Start DATA PROVIDED

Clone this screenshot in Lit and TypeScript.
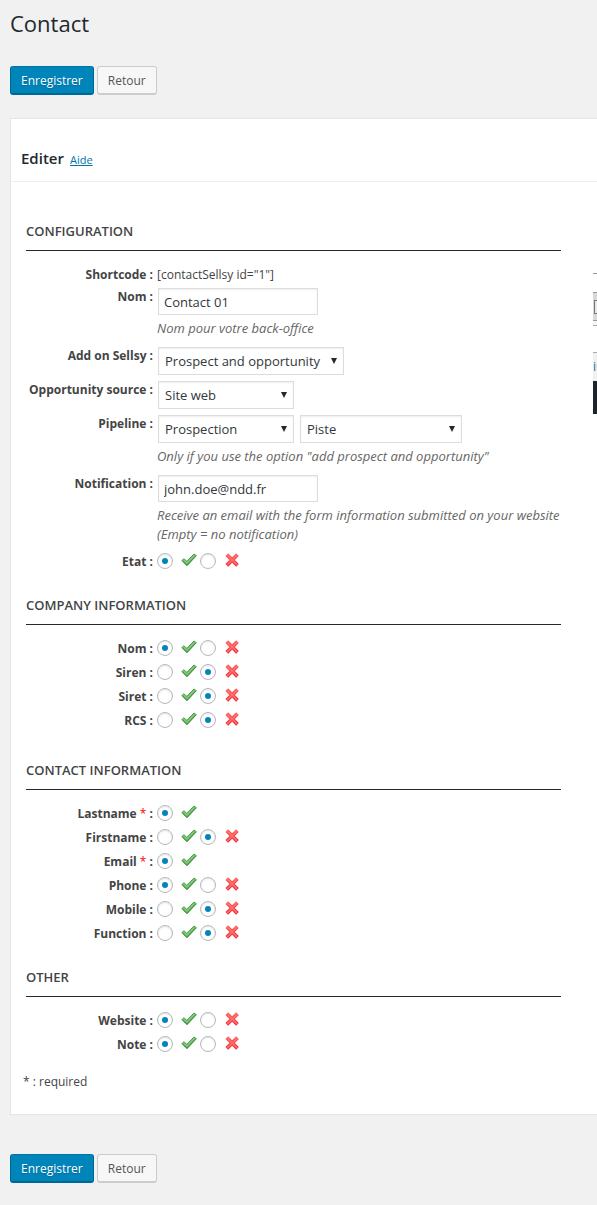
import { LitElement, html, css, nothing } from "lit";
import { customElement, property } from "lit/decorators.js";

const tick = html`<svg class="icon" viewBox="0 0 16 16" aria-hidden="true">
  <path d="M0.8 8.6 2.9 6.8 5.8 9.3 13 2 15.4 3.7 6 13.8Z"
    fill="#6dbb69" stroke="#469a43" stroke-width="0.9" stroke-linejoin="round" />
  <path d="M2.6 8 5.8 10.8 13.4 3.2" fill="none" stroke="#93d28f" stroke-width="0.9" />
  <path d="M2 9.6 6 13.2 14.6 4.2" fill="none" stroke="#3f8f3d" stroke-width="0.8" />
</svg>`;

const cross = html`<svg class="icon" viewBox="0 0 16 16" aria-hidden="true">
  <defs>
    <linearGradient id="r" x1="0" y1="1" x2="0" y2="15" gradientUnits="userSpaceOnUse">
      <stop offset="0" stop-color="#ff6a62" />
      <stop offset="1" stop-color="#f0202e" />
    </linearGradient>
  </defs>
  <path d="M2.8 2.7 13.5 13.4M13.5 2.7 2.8 13.4" fill="none" stroke="url(#r)" stroke-width="3.8" />
  <path d="M3.2 3.1 13.1 13M13.1 3.1 3.2 13" fill="none" stroke="#ff7473" stroke-width="1.4" />
</svg>`;

@customElement("toggle-row")
class ToggleRow extends LitElement {
  @property() name = "";
  @property() label = "";
  @property({ type: Boolean }) on = false;
  @property({ type: Boolean }) required = false;

  static styles = css`
    :host {
      display: block;
    }
    .row {
      display: grid;
      grid-template-columns: 127px minmax(0, 1fr);
      column-gap: 4px;
      align-items: center;
      height: 24px;
    }
    .name {
      padding-top: 2px;
      text-align: right;
      font-weight: 700;
      white-space: nowrap;
    }
    .star {
      color: #f00;
      font-weight: 400;
    }
    .choices {
      display: flex;
      gap: 3px;
    }
    .choice {
      display: flex;
      align-items: center;
      gap: 8px;
    }
    .radio {
      appearance: none;
      box-sizing: border-box;
      width: 16px;
      height: 16px;
      margin: 0;
      border: 1px solid #b4b9be;
      border-radius: 50%;
      background: #fff;
      box-shadow: inset 0 1px 2px rgba(0, 0, 0, 0.1);
      display: grid;
      place-items: center;
    }
    .radio:checked::before {
      content: "";
      width: 6px;
      height: 6px;
      border-radius: 50%;
      background: #0085ba;
    }
    .icon {
      display: block;
      width: 16px;
      height: 16px;
      padding-bottom: 2px;
    }
  `;

  render() {
    return html`<div class="row" role="radiogroup" aria-labelledby="name">
      <span class="name" id="name"
        >${this.label}${this.required ? html` <span class="star">*</span>` : nothing} :</span>
      <div class="choices">
        <label class="choice"
          ><input class="radio" type="radio" name=${this.name} value="1" aria-label="Oui" .checked=${this.on} />${tick}</label>
        ${this.required
          ? nothing
          : html`<label class="choice"
              ><input class="radio" type="radio" name=${this.name} value="0" aria-label="Non" .checked=${!this.on} />${cross}</label>`}
      </div>
    </div>`;
  }
}

@customElement("app-root")
class AppRoot extends LitElement {
  static styles = css`
    :host {
      display: block;
      box-sizing: border-box;
      min-height: 100vh;
      padding: 9px 0 22px 10px;
      background: #f1f1f1;
      color: #444;
      font-family: "Open Sans", "Noto Sans", sans-serif;
      font-size: 12px;
      line-height: 20px;
      overflow: hidden;
    }
    .title {
      margin: 0 0 29px;
      font-size: 22px;
      line-height: 28px;
      font-weight: 400;
      color: #23282d;
    }
    .actions {
      display: flex;
      gap: 3px;
    }
    .button {
      box-sizing: border-box;
      height: 29px;
      padding: 1px 10px 0;
      border: 1px solid #ccc;
      border-bottom-width: 2px;
      border-radius: 3px;
      background: #f7f7f7;
      color: #555;
      font: inherit;
    }
    .primary {
      background: #0085ba;
      border-color: #0073aa #006799 #006799;
      color: #fff;
      text-shadow: 0 1px 1px #006799;
    }
    .panel {
      margin: 23px 0 39px;
      border: 1px solid #e5e5e5;
      border-right: 0;
      background: #fff;
    }
    .head {
      display: flex;
      align-items: baseline;
      gap: 6px;
      padding: 27px 10px 11px;
      border-bottom: 1px solid #eee;
    }
    .subtitle {
      margin: 0;
      font-size: 15px;
      line-height: 24px;
      font-weight: 600;
      color: #23282d;
    }
    .help {
      font-size: 11px;
      color: #0073aa;
    }
    .body {
      display: grid;
      grid-template-columns: minmax(0, 1fr) 4px;
      column-gap: 32px;
      padding: 39px 0 0 15px;
    }
    .section {
      margin-bottom: 22px;
    }
    .loose {
      margin-bottom: 28px;
    }
    .heading {
      margin: 0 0 11px;
      padding-bottom: 9px;
      border-bottom: 1px solid #23282d;
      font-size: 13px;
      line-height: 20px;
      font-weight: 600;
      text-transform: uppercase;
    }
    .field {
      display: grid;
      grid-template-columns: 127px minmax(0, 1fr);
      column-gap: 4px;
    }
    .field + .field {
      margin-top: 4px;
    }
    .plain {
      line-height: 24px;
    }
    .plain + .field {
      margin-top: 0;
    }
    .state {
      margin-top: 2px;
    }
    .name {
      padding-top: 1px;
      text-align: right;
      font-weight: 700;
      white-space: nowrap;
    }
    .value {
      padding-top: 1px;
    }
    .plain .name,
    .plain .value {
      line-height: 23px;
    }
    .controls {
      display: flex;
      gap: 6px;
      padding: 2px 0 0 1px;
    }
    .text,
    .select {
      appearance: none;
      box-sizing: border-box;
      margin: 0;
      border: 1px solid #ddd;
      border-radius: 0;
      background-color: #fff;
      box-shadow: inset 0 1px 2px rgba(0, 0, 0, 0.07);
      color: #32373c;
      font: inherit;
      font-size: 13px;
    }
    .text {
      width: 160px;
      height: 27px;
      padding: 0 5px;
    }
    .select {
      width: 136px;
      height: 28px;
      padding: 0 6px;
      background-image: url("data:image/svg+xml,%3Csvg xmlns='http://www.w3.org/2000/svg' width='6' height='6'%3E%3Cpath d='M0 0h6L3 6z' fill='%2323282d'/%3E%3C/svg%3E");
      background-repeat: no-repeat;
      background-position: right 6px top 10px;
    }
    .wide {
      width: 186px;
    }
    .medium {
      width: 162px;
    }
    .hint {
      margin: 4px 0 0;
      padding-bottom: 3px;
      font-size: 13px;
      line-height: 19px;
      font-style: italic;
      color: #666;
    }
    .last {
      margin-bottom: 12px;
    }
    .note {
      margin: 4px 0 22px 12px;
    }
    .aside {
      margin-top: 52px;
      overflow: hidden;
    }
    .strip {
      box-sizing: border-box;
      border-top: 1px solid #999;
      height: 19px;
    }
    .bar {
      box-sizing: border-box;
      height: 29px;
      padding: 7px 0 0 1px;
      border: solid #999;
      border-width: 1px 0;
      background: #d8d8d8;
    }
    .box {
      box-sizing: border-box;
      width: 14px;
      height: 14px;
      border: 1px solid #777;
      background: #e8e8e8;
    }
    .gap {
      box-sizing: border-box;
      height: 31px;
      border-top: 4px solid #f5f5f5;
    }
    .rule {
      height: 1px;
      background: #aaa;
    }
    .tab {
      box-sizing: border-box;
      height: 29px;
      border-top: 1px solid #aaa;
      background: #f1f1f1;
      color: #0073aa;
      line-height: 28px;
    }
    .dark {
      height: 33px;
      background: #1d2329;
    }
  `;

  private actions() {
    return html`<div class="actions">
      <button class="button primary" type="button">Enregistrer</button>
      <button class="button" type="button">Retour</button>
    </div>`;
  }

  render() {
    return html`
      <h1 class="title">Contact</h1>
      ${this.actions()}
      <main class="panel">
        <header class="head">
          <h2 class="subtitle">Editer</h2>
          <a class="help" href="#">Aide</a>
        </header>
        <div class="body">
          <form>
            <section class="section">
              <h3 class="heading">Configuration</h3>
              <div class="field plain">
                <span class="name">Shortcode :</span>
                <span class="value">[contactSellsy id="1"]</span>
              </div>
              <div class="field">
                <label class="name" for="nom">Nom :</label>
                <div>
                  <div class="controls"><input class="text" id="nom" type="text" value="Contact 01" /></div>
                  <p class="hint">Nom pour votre back-office</p>
                </div>
              </div>
              <div class="field">
                <label class="name" for="add">Add on Sellsy :</label>
                <div class="controls">
                  <select class="select wide" id="add"><option>Prospect and opportunity</option></select>
                </div>
              </div>
              <div class="field">
                <label class="name" for="source">Opportunity source :</label>
                <div class="controls">
                  <select class="select" id="source"><option>Site web</option></select>
                </div>
              </div>
              <div class="field">
                <label class="name" for="pipeline">Pipeline :</label>
                <div>
                  <div class="controls">
                    <select class="select" id="pipeline"><option>Prospection</option></select>
                    <select class="select medium" aria-label="Pipeline"><option>Piste</option></select>
                  </div>
                  <p class="hint">Only if you use the option "add prospect and opportunity"</p>
                </div>
              </div>
              <div class="field">
                <label class="name" for="mail">Notification :</label>
                <div>
                  <div class="controls"><input class="text" id="mail" type="text" value="john.doe@ndd.fr" /></div>
                  <p class="hint">
                    Receive an email with the form information submitted on your website<br />(Empty = no notification)
                  </p>
                </div>
              </div>
              <toggle-row class="state" name="etat" label="Etat" on></toggle-row>
            </section>
            <section class="section loose">
              <h3 class="heading">Company information</h3>
              <toggle-row name="company" label="Nom" on></toggle-row>
              <toggle-row name="siren" label="Siren"></toggle-row>
              <toggle-row name="siret" label="Siret"></toggle-row>
              <toggle-row name="rcs" label="RCS"></toggle-row>
            </section>
            <section class="section">
              <h3 class="heading">Contact information</h3>
              <toggle-row name="lastname" label="Lastname" on required></toggle-row>
              <toggle-row name="firstname" label="Firstname"></toggle-row>
              <toggle-row name="email" label="Email" on required></toggle-row>
              <toggle-row name="phone" label="Phone" on></toggle-row>
              <toggle-row name="mobile" label="Mobile"></toggle-row>
              <toggle-row name="function" label="Function"></toggle-row>
            </section>
            <section class="section last">
              <h3 class="heading">Other</h3>
              <toggle-row name="website" label="Website" on></toggle-row>
              <toggle-row name="note" label="Note" on></toggle-row>
            </section>
          </form>
          <aside class="aside" aria-hidden="true">
            <div class="strip"></div>
            <div class="bar"><div class="box"></div></div>
            <div class="gap"><div class="rule"></div></div>
            <div class="tab">iu</div>
            <div class="dark"></div>
          </aside>
        </div>
        <p class="note">* : required</p>
      </main>
      ${this.actions()}
    `;
  }
}
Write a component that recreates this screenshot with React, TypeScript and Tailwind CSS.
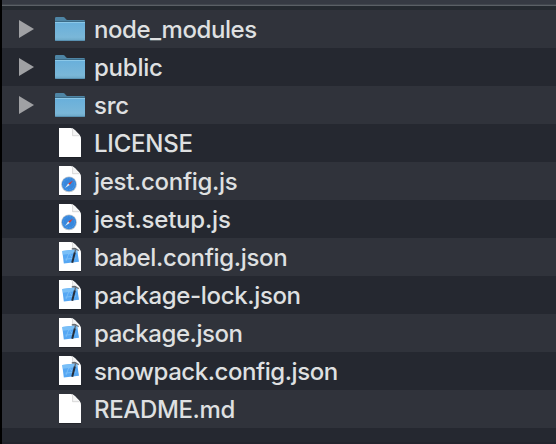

End DATA PROVIDED

- **EXERCISE DIRECTIONS**
From the entries, copy out each line containing the word "with".

- **SOLUTION TO THIS TASK**
                    Receive an email with the form information submitted on your website<br />(Empty = no notification)
Write a component that recreates this screenshot with React, TypeScript and Tailwind CSS.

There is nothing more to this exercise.